'''

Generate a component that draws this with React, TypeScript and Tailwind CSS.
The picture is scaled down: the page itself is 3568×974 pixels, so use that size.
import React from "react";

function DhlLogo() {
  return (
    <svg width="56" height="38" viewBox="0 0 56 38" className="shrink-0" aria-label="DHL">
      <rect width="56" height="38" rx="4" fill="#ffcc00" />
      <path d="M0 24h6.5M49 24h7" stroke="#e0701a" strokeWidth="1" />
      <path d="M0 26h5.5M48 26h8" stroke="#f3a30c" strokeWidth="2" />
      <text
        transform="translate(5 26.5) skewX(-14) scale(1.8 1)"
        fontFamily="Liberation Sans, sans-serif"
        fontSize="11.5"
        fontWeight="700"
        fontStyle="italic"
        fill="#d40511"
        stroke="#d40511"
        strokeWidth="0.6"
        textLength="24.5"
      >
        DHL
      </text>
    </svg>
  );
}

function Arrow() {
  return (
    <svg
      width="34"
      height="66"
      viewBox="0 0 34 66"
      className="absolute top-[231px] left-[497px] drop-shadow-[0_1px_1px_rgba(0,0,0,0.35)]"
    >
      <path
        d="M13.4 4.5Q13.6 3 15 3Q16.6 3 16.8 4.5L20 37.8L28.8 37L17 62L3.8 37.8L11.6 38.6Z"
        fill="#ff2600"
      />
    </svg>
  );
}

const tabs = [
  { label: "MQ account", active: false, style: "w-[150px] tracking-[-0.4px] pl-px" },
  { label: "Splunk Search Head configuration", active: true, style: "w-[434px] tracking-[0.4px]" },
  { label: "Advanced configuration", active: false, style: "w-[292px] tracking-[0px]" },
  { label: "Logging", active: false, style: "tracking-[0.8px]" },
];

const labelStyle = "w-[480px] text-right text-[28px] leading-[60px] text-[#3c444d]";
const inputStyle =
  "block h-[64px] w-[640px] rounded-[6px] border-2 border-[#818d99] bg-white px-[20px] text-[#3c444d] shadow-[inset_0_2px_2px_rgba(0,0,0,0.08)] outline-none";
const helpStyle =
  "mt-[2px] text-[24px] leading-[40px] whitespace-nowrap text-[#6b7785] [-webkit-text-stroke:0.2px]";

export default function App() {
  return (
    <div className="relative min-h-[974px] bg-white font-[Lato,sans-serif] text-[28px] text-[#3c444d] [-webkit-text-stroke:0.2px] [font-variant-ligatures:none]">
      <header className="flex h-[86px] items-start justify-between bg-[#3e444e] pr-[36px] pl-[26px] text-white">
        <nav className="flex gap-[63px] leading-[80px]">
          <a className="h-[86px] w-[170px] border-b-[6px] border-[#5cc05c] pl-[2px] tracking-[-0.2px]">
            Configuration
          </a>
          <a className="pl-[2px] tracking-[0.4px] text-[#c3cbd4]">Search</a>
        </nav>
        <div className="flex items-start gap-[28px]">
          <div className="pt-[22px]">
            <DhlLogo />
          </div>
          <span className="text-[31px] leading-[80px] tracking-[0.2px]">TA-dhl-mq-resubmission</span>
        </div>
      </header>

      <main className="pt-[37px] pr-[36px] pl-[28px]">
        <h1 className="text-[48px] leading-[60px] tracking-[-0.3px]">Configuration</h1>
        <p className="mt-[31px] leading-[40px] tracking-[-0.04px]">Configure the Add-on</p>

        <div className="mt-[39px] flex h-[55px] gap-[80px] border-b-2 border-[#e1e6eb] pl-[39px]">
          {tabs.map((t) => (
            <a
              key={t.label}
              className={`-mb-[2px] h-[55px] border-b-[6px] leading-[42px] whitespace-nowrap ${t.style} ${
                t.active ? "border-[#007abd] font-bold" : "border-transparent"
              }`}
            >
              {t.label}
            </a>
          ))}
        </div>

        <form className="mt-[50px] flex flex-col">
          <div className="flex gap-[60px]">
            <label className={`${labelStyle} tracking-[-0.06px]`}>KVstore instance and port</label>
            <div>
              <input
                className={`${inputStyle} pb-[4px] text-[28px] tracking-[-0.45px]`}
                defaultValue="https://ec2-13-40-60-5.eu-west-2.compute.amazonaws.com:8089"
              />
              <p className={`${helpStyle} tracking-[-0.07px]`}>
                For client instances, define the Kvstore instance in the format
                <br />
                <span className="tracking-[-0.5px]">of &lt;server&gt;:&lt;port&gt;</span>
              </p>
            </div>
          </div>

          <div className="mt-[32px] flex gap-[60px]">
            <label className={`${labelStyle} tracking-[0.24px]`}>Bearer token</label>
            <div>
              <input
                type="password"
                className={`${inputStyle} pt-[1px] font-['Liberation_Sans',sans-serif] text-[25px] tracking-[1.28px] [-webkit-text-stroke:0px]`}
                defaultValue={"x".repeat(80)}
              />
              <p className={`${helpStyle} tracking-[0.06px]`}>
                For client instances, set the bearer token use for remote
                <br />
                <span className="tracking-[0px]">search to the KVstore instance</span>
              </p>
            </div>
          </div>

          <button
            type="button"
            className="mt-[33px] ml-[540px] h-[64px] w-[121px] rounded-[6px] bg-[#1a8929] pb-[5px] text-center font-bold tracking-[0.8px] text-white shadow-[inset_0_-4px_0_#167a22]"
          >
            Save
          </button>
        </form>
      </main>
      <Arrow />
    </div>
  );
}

'''
'''

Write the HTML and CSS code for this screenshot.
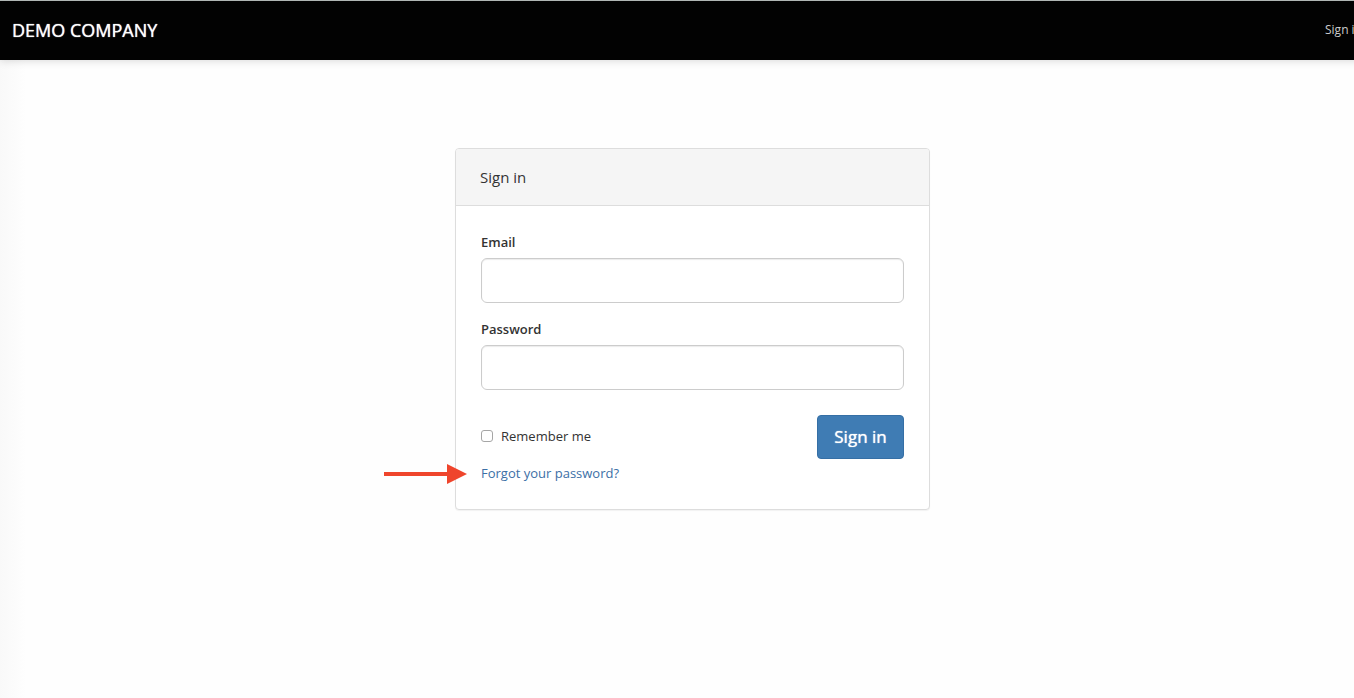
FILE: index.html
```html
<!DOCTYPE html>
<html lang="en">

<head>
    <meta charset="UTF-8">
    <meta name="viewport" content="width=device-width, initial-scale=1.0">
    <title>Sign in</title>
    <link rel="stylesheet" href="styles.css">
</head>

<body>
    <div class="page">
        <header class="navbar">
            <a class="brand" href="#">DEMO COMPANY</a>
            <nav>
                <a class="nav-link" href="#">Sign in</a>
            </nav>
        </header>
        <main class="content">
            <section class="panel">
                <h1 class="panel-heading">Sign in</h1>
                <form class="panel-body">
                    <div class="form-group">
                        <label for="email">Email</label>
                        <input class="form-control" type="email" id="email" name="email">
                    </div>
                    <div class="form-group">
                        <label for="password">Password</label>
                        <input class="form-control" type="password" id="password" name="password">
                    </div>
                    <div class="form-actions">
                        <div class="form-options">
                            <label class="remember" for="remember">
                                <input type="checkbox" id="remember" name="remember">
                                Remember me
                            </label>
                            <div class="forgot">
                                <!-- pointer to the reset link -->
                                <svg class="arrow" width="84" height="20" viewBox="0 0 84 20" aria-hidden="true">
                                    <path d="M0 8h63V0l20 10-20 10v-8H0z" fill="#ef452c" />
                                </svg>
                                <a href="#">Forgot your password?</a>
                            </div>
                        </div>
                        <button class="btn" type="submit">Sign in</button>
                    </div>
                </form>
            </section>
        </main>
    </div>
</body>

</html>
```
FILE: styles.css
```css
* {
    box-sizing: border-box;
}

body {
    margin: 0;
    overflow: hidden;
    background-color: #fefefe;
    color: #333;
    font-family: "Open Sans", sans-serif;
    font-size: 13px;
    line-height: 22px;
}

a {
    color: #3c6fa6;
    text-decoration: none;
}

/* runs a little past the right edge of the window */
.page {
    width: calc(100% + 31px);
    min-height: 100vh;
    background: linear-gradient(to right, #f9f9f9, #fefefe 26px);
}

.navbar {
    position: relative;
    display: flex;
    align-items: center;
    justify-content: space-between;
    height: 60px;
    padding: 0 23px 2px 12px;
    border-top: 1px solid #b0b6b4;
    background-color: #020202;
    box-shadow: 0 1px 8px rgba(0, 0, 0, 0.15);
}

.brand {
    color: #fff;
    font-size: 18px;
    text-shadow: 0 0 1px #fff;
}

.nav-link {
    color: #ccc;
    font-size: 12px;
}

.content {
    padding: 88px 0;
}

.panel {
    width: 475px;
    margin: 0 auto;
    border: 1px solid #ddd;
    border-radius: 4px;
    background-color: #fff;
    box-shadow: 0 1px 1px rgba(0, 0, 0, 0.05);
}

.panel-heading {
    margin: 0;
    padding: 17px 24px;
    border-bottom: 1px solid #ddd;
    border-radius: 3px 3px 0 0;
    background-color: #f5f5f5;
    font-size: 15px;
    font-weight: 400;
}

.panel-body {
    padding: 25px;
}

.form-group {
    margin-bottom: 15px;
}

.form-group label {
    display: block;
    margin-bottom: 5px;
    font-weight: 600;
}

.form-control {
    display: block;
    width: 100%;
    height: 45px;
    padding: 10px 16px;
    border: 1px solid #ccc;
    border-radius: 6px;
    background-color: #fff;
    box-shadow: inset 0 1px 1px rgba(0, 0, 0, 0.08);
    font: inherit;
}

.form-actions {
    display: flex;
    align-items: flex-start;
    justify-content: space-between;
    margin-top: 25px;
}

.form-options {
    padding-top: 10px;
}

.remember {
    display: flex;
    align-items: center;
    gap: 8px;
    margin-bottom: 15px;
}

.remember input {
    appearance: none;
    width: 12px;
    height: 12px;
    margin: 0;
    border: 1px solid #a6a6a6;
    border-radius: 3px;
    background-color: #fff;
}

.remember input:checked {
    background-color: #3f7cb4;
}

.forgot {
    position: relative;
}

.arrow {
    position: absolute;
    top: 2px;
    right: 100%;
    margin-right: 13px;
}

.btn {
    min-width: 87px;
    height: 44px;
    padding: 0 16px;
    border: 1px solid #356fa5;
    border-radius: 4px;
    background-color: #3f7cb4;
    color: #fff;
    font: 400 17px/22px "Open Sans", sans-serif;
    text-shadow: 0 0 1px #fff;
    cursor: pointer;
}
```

'''

Problem description
Return only the stretch of the material above from the line holding "Generate a component" through the line holding "import React from", copied exactly.

Solution for this exercise
Generate a component that draws this with React, TypeScript and Tailwind CSS.
The picture is scaled down: the page itself is 3568×974 pixels, so use that size.
import React from "react";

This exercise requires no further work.